Dudu

Personal information
- Full name: Eduardo Rodrigues Souza
- Date of birth: September 20, 1991 (age 34)
- Place of birth: Guararapes, Brazil
- Height: 1.84 m (6 ft 0 in)
- Position: Forward

Team information
- Current team: São Gonçalo EC

Youth career
- 2009–2010: Flamengo

Senior career*
- Years: Team / Apps / (Gls)
- 2011: Corinthians Alagoano
- 2011–2013: Beira-Mar / 12 / (1)
- 2014: Rio Claro / 0 / (0)
- 2014–2017: Bonsucesso
- 2015: → CRB (loan) / 0 / (0)
- 2016: → Tupi (loan) / 0 / (0)
- 2017: → Bangu (loan)
- 2018: Dugopolje / 3 / (0)
- 2019–: São Gonçalo EC

= Dudu (footballer, born 1991) =

Brazilian footballer

Eduardo Rodrigues Souza (born September 20, 1991), known as Dudu, is a Brazilian footballer who plays as a forward for São Gonçalo Esporte Clube.

==Career==
Dudu was born in Guararapes.
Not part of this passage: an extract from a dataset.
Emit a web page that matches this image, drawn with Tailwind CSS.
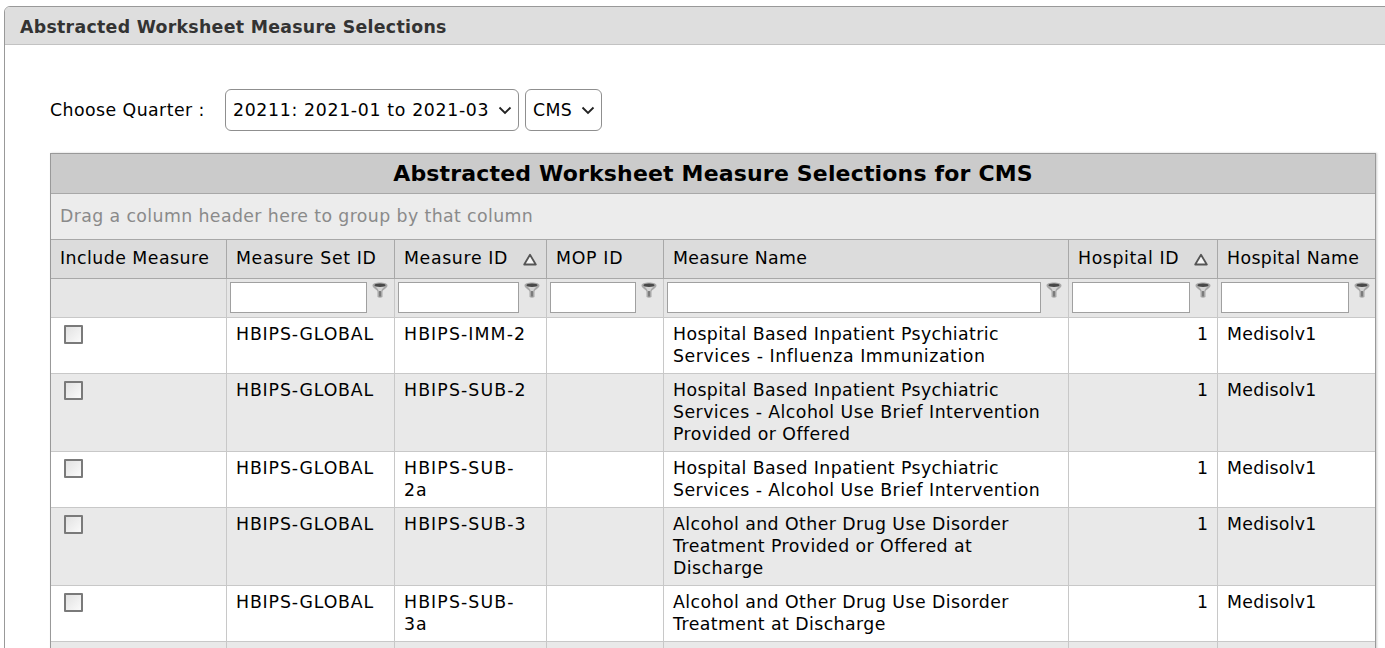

As a young player, he was considered a promising talent when playing in the junior squads of Flamengo, but was not rewarded with a contract and ended up with Corinthians Alagoano (not to be confused with the more illustrious Corinthians of São Paulo). He then went on loan to Beira-Mar in Portugal.